Front-end source files:

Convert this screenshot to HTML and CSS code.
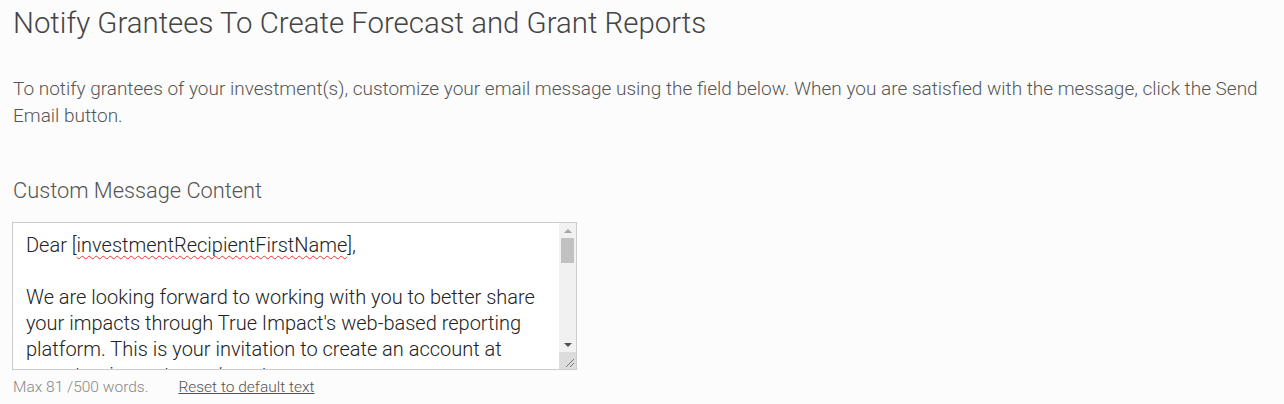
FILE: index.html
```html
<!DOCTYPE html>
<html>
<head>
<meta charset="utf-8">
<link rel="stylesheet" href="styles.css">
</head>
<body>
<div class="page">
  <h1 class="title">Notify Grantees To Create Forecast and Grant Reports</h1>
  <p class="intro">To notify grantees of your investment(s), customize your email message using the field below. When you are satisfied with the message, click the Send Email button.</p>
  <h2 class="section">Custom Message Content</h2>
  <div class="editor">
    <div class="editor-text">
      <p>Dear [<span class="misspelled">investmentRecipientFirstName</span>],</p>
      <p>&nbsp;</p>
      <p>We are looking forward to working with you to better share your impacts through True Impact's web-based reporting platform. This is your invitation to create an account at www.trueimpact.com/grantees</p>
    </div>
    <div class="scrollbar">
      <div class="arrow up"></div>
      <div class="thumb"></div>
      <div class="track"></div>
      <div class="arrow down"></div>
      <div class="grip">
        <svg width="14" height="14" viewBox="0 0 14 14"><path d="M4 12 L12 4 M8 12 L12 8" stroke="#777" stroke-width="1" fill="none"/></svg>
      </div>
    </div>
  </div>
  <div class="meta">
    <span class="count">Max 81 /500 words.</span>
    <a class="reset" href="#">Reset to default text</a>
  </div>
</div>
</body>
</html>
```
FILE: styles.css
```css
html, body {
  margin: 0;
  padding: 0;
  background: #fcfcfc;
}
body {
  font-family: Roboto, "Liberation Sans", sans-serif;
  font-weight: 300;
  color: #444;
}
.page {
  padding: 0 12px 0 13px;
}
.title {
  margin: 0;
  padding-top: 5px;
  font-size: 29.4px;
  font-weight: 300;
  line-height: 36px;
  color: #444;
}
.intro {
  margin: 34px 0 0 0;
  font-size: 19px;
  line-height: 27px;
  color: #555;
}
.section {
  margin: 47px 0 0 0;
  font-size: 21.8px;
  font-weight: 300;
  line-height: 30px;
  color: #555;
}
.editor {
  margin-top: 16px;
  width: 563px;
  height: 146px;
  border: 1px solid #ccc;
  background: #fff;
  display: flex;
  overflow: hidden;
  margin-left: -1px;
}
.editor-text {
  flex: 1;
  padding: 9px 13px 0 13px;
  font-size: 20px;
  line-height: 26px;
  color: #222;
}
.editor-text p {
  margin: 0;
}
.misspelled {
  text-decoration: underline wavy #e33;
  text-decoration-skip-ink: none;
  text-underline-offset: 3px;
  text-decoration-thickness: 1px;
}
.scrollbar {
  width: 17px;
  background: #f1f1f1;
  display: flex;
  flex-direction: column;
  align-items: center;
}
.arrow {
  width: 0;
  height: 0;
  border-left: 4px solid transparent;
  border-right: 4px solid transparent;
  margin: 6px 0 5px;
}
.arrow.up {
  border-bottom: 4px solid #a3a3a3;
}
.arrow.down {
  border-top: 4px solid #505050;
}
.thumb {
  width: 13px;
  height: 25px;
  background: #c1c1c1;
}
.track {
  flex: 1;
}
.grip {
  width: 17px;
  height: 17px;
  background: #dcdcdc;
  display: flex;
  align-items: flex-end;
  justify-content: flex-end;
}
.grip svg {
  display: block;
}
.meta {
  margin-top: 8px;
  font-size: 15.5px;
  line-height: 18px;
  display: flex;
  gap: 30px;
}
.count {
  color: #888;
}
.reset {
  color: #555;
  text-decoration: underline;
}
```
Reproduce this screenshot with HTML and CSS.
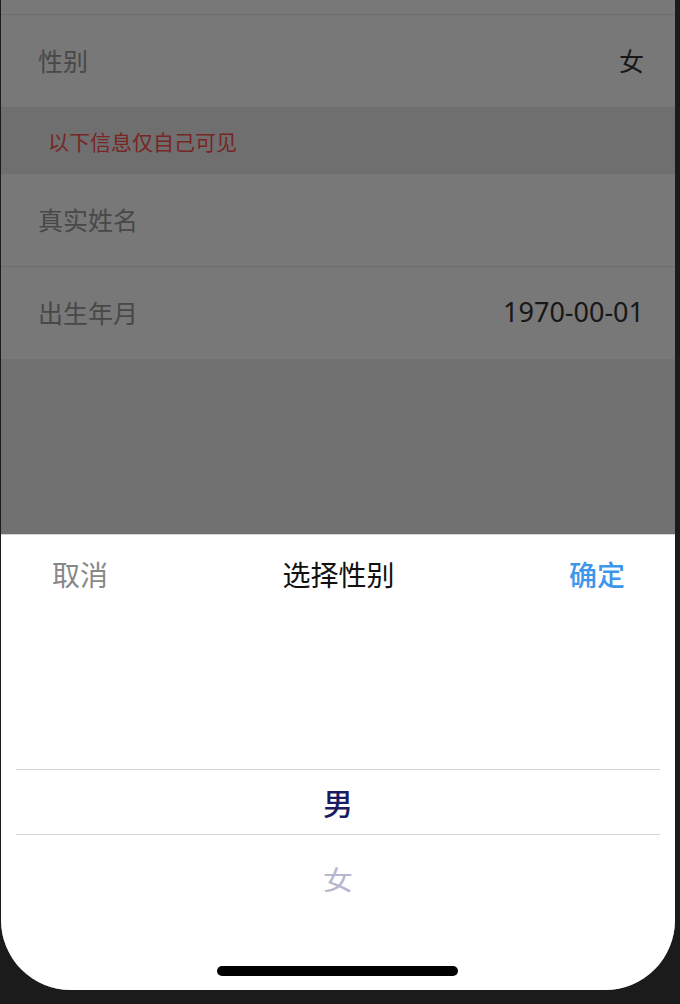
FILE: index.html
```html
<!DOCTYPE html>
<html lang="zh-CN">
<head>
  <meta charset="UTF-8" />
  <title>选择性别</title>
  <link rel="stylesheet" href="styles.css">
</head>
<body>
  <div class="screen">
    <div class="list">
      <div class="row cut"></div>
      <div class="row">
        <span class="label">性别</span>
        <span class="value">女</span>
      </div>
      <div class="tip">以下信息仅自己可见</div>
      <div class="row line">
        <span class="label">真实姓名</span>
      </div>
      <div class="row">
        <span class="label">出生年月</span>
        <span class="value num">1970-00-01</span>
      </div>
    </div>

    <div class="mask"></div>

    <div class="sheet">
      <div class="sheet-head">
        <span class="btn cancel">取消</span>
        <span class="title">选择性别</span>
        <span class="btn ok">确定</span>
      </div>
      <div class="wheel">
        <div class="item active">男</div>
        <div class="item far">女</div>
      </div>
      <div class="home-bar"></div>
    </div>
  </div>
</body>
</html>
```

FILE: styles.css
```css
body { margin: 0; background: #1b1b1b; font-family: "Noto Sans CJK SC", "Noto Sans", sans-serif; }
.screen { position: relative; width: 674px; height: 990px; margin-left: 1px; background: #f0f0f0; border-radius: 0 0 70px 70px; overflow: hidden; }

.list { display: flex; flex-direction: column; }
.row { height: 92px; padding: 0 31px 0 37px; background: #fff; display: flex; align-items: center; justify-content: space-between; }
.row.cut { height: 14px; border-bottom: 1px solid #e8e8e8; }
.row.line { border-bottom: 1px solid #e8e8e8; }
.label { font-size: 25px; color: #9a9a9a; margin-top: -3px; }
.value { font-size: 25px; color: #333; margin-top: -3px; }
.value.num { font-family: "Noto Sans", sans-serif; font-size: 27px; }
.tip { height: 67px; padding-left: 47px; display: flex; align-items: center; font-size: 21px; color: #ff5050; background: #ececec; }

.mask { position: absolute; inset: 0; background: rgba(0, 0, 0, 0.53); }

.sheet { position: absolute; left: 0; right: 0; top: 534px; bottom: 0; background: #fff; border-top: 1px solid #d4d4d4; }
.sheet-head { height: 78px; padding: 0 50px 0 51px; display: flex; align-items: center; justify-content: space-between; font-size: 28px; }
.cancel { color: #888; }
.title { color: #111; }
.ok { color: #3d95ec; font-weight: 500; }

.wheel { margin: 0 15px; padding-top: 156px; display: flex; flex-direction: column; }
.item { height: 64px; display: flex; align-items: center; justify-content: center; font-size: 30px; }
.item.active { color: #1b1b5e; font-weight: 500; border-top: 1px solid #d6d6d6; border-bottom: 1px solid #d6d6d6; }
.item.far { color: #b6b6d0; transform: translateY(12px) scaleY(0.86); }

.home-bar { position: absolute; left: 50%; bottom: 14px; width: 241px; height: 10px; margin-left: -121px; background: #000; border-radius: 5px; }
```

* * *

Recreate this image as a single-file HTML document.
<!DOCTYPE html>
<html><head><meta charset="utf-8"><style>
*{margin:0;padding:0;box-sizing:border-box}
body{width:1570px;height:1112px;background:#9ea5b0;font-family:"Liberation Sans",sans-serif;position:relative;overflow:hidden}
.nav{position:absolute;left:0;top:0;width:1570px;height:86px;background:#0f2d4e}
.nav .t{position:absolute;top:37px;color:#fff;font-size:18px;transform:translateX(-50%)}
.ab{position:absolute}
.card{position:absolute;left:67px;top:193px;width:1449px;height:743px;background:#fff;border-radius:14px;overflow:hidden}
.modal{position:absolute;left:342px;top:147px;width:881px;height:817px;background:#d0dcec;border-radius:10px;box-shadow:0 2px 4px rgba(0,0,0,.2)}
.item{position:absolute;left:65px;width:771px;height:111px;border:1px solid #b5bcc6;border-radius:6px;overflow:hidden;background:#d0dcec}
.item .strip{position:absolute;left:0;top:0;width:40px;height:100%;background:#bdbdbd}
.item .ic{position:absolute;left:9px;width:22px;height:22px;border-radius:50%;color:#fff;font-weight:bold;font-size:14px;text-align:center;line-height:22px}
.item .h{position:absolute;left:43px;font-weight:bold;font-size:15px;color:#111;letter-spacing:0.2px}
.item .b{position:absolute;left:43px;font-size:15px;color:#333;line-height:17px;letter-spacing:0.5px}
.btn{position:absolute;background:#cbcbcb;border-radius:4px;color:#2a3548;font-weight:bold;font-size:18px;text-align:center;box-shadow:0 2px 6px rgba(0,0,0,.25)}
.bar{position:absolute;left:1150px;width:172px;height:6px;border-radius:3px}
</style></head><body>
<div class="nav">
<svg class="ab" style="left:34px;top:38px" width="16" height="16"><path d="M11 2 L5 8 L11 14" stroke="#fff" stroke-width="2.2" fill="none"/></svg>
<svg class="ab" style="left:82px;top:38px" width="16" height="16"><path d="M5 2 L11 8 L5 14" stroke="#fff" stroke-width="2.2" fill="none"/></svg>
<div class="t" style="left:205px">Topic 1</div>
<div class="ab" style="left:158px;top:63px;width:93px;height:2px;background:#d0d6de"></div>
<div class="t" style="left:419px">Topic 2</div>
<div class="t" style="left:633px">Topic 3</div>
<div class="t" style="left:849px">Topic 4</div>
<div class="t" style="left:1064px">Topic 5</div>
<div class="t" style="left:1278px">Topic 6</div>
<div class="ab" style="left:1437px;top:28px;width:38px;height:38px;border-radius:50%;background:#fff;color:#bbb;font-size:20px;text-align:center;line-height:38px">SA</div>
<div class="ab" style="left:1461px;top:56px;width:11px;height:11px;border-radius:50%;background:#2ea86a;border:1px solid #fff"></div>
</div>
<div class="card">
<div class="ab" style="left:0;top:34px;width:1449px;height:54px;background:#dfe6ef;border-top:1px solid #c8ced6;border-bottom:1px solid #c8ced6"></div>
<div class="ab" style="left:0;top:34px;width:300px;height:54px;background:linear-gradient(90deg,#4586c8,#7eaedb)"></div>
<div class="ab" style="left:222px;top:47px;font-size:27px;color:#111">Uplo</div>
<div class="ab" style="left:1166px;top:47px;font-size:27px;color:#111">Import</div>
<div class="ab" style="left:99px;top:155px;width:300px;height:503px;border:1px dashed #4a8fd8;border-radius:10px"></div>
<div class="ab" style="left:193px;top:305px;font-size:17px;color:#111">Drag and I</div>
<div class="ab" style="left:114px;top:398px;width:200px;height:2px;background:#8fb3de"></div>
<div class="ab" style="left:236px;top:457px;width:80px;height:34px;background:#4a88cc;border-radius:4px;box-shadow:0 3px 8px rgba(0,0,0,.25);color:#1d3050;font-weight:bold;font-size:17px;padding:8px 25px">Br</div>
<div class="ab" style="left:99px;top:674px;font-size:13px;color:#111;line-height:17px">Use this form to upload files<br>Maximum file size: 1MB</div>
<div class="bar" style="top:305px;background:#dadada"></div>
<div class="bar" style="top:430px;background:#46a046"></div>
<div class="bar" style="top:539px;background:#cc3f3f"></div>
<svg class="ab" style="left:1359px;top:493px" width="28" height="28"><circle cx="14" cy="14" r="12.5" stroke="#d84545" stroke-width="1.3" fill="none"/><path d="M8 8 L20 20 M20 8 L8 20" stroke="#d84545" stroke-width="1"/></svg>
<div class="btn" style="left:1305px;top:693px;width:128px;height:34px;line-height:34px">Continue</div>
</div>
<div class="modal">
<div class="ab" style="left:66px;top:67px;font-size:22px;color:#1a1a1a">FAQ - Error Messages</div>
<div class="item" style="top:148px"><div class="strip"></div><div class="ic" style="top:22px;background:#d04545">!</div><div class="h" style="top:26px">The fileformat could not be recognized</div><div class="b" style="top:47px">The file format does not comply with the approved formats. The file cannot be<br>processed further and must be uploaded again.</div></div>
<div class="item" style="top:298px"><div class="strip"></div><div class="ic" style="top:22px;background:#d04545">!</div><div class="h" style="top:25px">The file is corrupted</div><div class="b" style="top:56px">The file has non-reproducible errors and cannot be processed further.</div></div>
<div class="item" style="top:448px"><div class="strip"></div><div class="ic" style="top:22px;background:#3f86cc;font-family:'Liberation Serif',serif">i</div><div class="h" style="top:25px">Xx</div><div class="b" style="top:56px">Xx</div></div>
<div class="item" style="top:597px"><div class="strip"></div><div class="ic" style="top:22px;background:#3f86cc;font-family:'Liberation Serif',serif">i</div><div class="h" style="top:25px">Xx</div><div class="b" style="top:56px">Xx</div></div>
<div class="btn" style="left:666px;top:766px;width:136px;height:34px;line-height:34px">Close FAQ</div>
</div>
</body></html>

WORK TO COMPLETE: Filter the records for lines holding the string "with". Copy each one.

SOLVED PROBLEM:
  <p class="intro">To notify grantees of your investment(s), customize your email message using the field below. When you are satisfied with the message, click the Send Email button.</p>
      <p>We are looking forward to working with you to better share your impacts through True Impact's web-based reporting platform. This is your invitation to create an account at www.trueimpact.com/grantees</p>
Reproduce this screenshot with HTML and CSS.
<div class="item" style="top:148px"><div class="strip"></div><div class="ic" style="top:22px;background:#d04545">!</div><div class="h" style="top:26px">The fileformat could not be recognized</div><div class="b" style="top:47px">The file format does not comply with the approved formats. The file cannot be<br>processed further and must be uploaded again.</div></div>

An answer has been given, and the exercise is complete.